[TASK DESCRIPTION] Within the material below, locate the line with "The picture is" and the line with "1235.700 .5 1286.600", then return those two lines and all lines between them, exactly as written.

[SUPPLIED DATA]
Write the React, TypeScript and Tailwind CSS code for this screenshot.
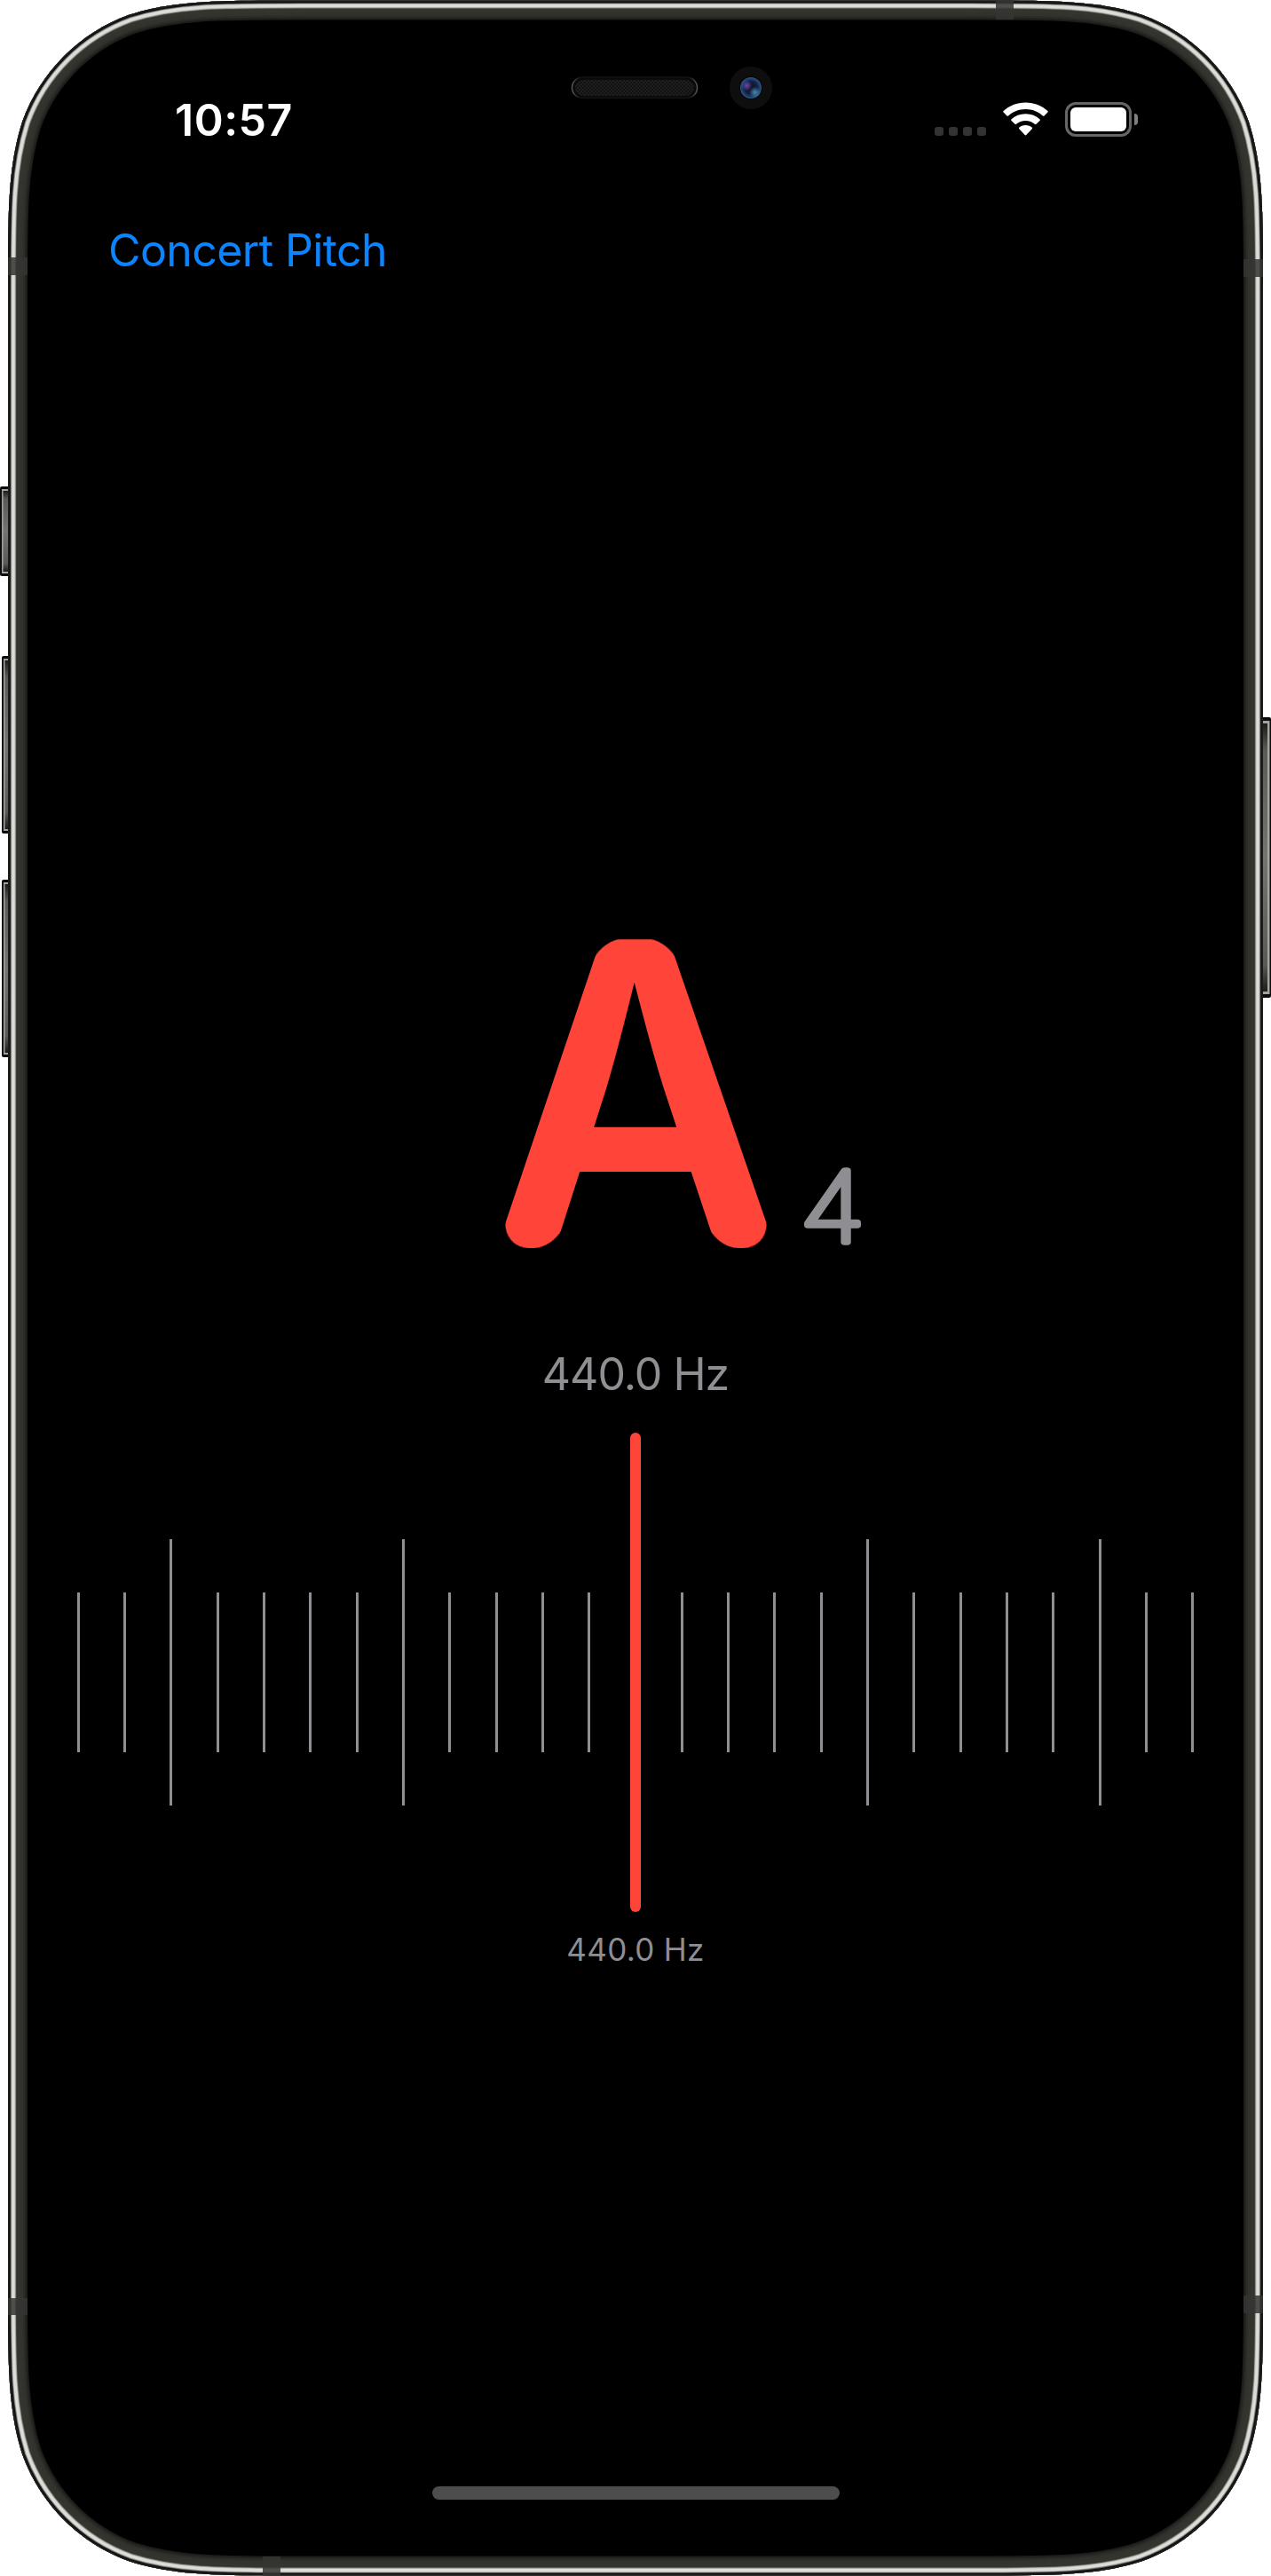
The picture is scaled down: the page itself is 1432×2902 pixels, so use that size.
import React from "react";

const OUTLINE =
  "M339 .5H1093C1188.200 .5 1235.700 .5 1286.600 16.700C1342.500 37 1386.500 81 1406.800 136.900C1423 188 1423 235.600 1423 330.700V2571.300C1423 2666.400 1423 2714 1406.800 2765.100C1386.500 2821 1342.500 2865 1286.600 2885.300C1235.700 2901.500 1188.200 2901.500 1093 2901.500H339C243.800 2901.500 196.300 2901.500 145.400 2885.300C89.500 2865 45.500 2821 25.200 2765.100C9 2714 9 2666.400 9 2571.300V330.700C9 235.600 9 188 25.200 136.900C45.500 81 89.500 37 145.400 16.700C196.300 .5 243.800 .5 339 .5Z";

// Concentric rings of the steel band: [stroke width, colour], outermost depth first.
const RINGS: [number, string][] = [
  [44, "#1c1c1a"],
  [41, "#242421"],
  [38, "#2c2c28"],
  [34, "#33332e"],
  [27, "#353530"],
  [21, "#33332f"],
  [19, "#4c4c48"],
  [17.5, "#8c8c88"],
  [16.5, "#b8b9b4"],
  [15, "#dcddd7"],
  [8.5, "#a8a8a4"],
  [7, "#5c5c5a"],
  [5.5, "#101010"],
  [3, "#1d1d1e"],
];

const BANDS = [
  [9, 290, 22, 20],
  [1401, 292, 22, 20],
  [9, 2589, 22, 19],
  [1401, 2586, 22, 20],
  [1122, 0, 20, 22],
  [296, 2880, 20, 22],
];

function Shell() {
  return (
    <svg className="absolute inset-0" width="1432" height="2902" viewBox="0 0 1432 2902" aria-hidden="true">
      <defs>
        <clipPath id="body">
          <path d={OUTLINE} />
        </clipPath>
        <linearGradient id="key" x1="0" y1="0" x2="0" y2="1">
          <stop offset="0" stopColor="#1c1c1a" />
          <stop offset="0.1" stopColor="#5a5a58" />
          <stop offset="0.5" stopColor="#747472" />
          <stop offset="0.9" stopColor="#5a5a58" />
          <stop offset="1" stopColor="#1c1c1a" />
        </linearGradient>
        <pattern id="mesh" width="4" height="4" patternUnits="userSpaceOnUse">
          <rect width="4" height="4" fill="#121212" />
          <rect width="2" height="2" fill="#1f1f1f" />
          <rect x="2" y="2" width="2" height="2" fill="#1f1f1f" />
        </pattern>
        <linearGradient id="rim" x1="0" y1="0" x2="1" y2="0">
          <stop offset="0" stopColor="#5a5a5a" />
          <stop offset="0.06" stopColor="#121212" />
          <stop offset="0.94" stopColor="#121212" />
          <stop offset="1" stopColor="#5a5a5a" />
        </linearGradient>
        <radialGradient id="violet">
          <stop offset="0" stopColor="#6b4aa8" />
          <stop offset="1" stopColor="#6b4aa8" stopOpacity="0" />
        </radialGradient>
        <radialGradient id="cyan">
          <stop offset="0" stopColor="#468cae" />
          <stop offset="1" stopColor="#468cae" stopOpacity="0" />
        </radialGradient>
        <radialGradient id="lens">
          <stop offset="0" stopColor="#0c1024" />
          <stop offset="0.6" stopColor="#131f42" />
          <stop offset="1" stopColor="#2c5688" />
        </radialGradient>
      </defs>
      {[
        [0, 548, 101],
        [2, 739, 200],
        [2, 991, 200],
      ].map(([x, y, h]) => (
        <g key={y}>
          <rect x={x} y={y} width="16" height={h} rx="2" fill="#0c0c0c" />
          <rect x={x + 2} y={y + 3} width="14" height={h - 6} fill="#a3a39e" />
          <rect x={x + 3.5} y={y + 5} width="14" height={h - 10} fill="url(#key)" />
        </g>
      ))}
      <rect x="1416" y="808" width="16" height="316" rx="2" fill="#0c0c0c" />
      <rect x="1416" y="812" width="14.5" height="308" fill="#a3a39e" />
      <rect x="1416" y="815" width="12" height="302" fill="url(#key)" />
      <g clipPath="url(#body)">
        <path d={OUTLINE} fill="#000" />
        {RINGS.map(([w, c]) => (
          <path key={w} d={OUTLINE} fill="none" stroke={c} strokeWidth={w} />
        ))}
        {BANDS.map(([x, y, w, h]) => (
          <rect key={`${x}-${y}`} x={x} y={y} width={w} height={h} fill="#353533" fillOpacity="0.85" />
        ))}
      </g>
      <rect x="644.5" y="87" width="141" height="23.5" rx="11.75" fill="#0a0a0a" stroke="url(#rim)" strokeWidth="1.5" />
      <rect x="648" y="90" width="134" height="18" rx="9" fill="url(#mesh)" />
      <circle cx="846" cy="99" r="24" fill="#0e0e0e" />
      <circle cx="846" cy="99" r="13" fill="#050505" />
      <circle cx="846" cy="99" r="12" fill="url(#lens)" />
      <circle cx="841.5" cy="96.5" r="6" fill="url(#violet)" />
      <circle cx="850.5" cy="104" r="6.5" fill="url(#cyan)" />
    </svg>
  );
}

function Wifi() {
  return (
    <svg className="ml-[19px] h-[38px] w-[51px]" viewBox="0 0 51 38" fill="#fff" aria-hidden="true">
      <path d="M25.500 .5C35.300 .5 44 4.100 50.400 10Q51.200 10.800 50.400 11.600L46.500 15.400Q45.700 16.200 44.900 15.400C39.700 10.700 33 8 25.500 8S11.300 10.700 6.100 15.400Q5.300 16.200 4.500 15.400L.6 11.600Q-.2 10.800 .6 10C7 4.100 15.700 .5 25.500 .5Z" />
      <path d="M25.500 13.200C31.800 13.200 37.300 15.400 41.500 19.300Q42.300 20.100 41.500 20.900L37.500 24.800Q36.700 25.500 35.900 24.800C33.100 22.300 29.500 20.900 25.500 20.900S17.900 22.300 15.100 24.800Q14.300 25.500 13.500 24.800L9.500 20.900Q8.700 20.100 9.500 19.300C13.700 15.400 19.200 13.200 25.500 13.200Z" />
      <path d="M25.500 26C28.400 26 30.800 27 32.700 28.600Q33.500 29.400 32.700 30.200L26.300 37Q25.500 37.800 24.700 37L18.300 30.200Q17.500 29.400 18.300 28.600C20.200 27 22.600 26 25.500 26Z" />
    </svg>
  );
}

function StatusBar() {
  return (
    <header className="flex h-[200px] shrink-0 items-start pr-[150px] pl-[197px]">
      <time className="mt-[105px] text-[50px] leading-[60px] font-semibold tracking-[0.5px] text-white">10:57</time>
      <div className="mt-[115px] ml-auto flex h-[39px]">
        <div className="flex items-end gap-[6px] pb-px">
          {[0, 1, 2, 3].map((i) => (
            <span key={i} className="size-[10px] rounded-[3px] bg-[#333333]" />
          ))}
        </div>
        <Wifi />
        <div className="ml-[19px] flex items-center gap-[3px]">
          <div className="h-[39px] w-[75px] rounded-[12px] border-[3px] border-[#666666] p-[3px]">
            <div className="h-full w-full rounded-[6px] bg-white" />
          </div>
          <div className="h-[13px] w-[4px] rounded-r-full bg-[#808080]" />
        </div>
      </div>
    </header>
  );
}

function Note() {
  return (
    <svg
      className="mx-auto block overflow-visible"
      width="560"
      height="540"
      viewBox="436 960 560 540"
      strokeLinejoin="round"
      strokeLinecap="round"
      role="img"
      aria-label="A4"
    >
      <defs>
        {/* Rounds the outer corners of a letter and keeps its inner corners sharp. */}
        <filter id="rounded" filterUnits="userSpaceOnUse" x="500" y="980" width="432" height="500" colorInterpolationFilters="sRGB">
          <feGaussianBlur in="SourceAlpha" stdDeviation="22" />
          <feComponentTransfer result="soft">
            <feFuncA type="linear" slope="40" intercept="-16.9" />
          </feComponentTransfer>
          <feComposite in="SourceGraphic" in2="soft" operator="in" />
        </filter>
      </defs>
      <g filter="url(#rounded)">
        <text transform="translate(716.5 1406) scale(0.965 1)" textAnchor="middle" fontSize="478" fontWeight="600" fill="#ff453a">
          A
        </text>
      </g>
      <text
        transform="translate(938 1398.5) scale(1.13 1)"
        textAnchor="middle"
        fontSize="110"
        fontWeight="100"
        fill="#8e8e93"
        stroke="#8e8e93"
        strokeWidth="7.5"
      >
        4
      </text>
    </svg>
  );
}

function Gauge() {
  return (
    <div className="grid h-[540px] w-full items-center">
      <div className="col-start-1 row-start-1 ml-[86.7px] flex w-[1258.6px] items-center justify-between">
        {Array.from({ length: 25 }, (_, i) =>
          i % 5 === 2 ? (
            <i key={i} className="h-[300px] w-[3px] bg-[#8e8e93]" />
          ) : (
            <i key={i} className="h-[180px] w-[3px] bg-[#8e8e93]" />
          ),
        )}
      </div>
      <div className="z-10 col-start-1 row-start-1 h-[540px] w-[12px] justify-self-center rounded-full bg-[#ff453a]" />
    </div>
  );
}

export default function App() {
  return (
    <div className="relative h-[2902px] w-[1432px] bg-white font-['Inter',sans-serif]">
      <Shell />
      <div className="relative flex h-full flex-col">
        <StatusBar />
        <nav className="pl-[122px]">
          <button className="mt-[52px] block text-[50px] leading-[60px] tracking-[-0.6px] text-[#0a84ff]">Concert Pitch</button>
        </nav>
        <main className="flex flex-1 flex-col items-center pt-[648px]">
          <Note />
          <p className="mt-[18px] h-[60px] text-[50px] leading-[60px] tracking-[-1px] text-[#8e8e93]">440.0 Hz</p>
          <div className="mt-[36px] w-full">
            <Gauge />
          </div>
          <p className="mt-[21px] text-[35px] leading-[42px] tracking-[0.3px] text-[#8e8e93]">440.0 Hz</p>
        </main>
        <div className="mb-[86px] h-[15px] w-[459px] self-center rounded-full bg-[#4d4d4d]" />
      </div>
    </div>
  );
}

[PROBLEM SOLUTION]
The picture is scaled down: the page itself is 1432×2902 pixels, so use that size.
import React from "react";

const OUTLINE =
  "M339 .5H1093C1188.200 .5 1235.700 .5 1286.600 16.700C1342.500 37 1386.500 81 1406.800 136.900C1423 188 1423 235.600 1423 330.700V2571.300C1423 2666.400 1423 2714 1406.800 2765.100C1386.500 2821 1342.500 2865 1286.600 2885.300C1235.700 2901.500 1188.200 2901.500 1093 2901.500H339C243.800 2901.500 196.300 2901.500 145.400 2885.300C89.500 2865 45.500 2821 25.200 2765.100C9 2714 9 2666.400 9 2571.300V330.700C9 235.600 9 188 25.200 136.900C45.500 81 89.500 37 145.400 16.700C196.300 .5 243.800 .5 339 .5Z";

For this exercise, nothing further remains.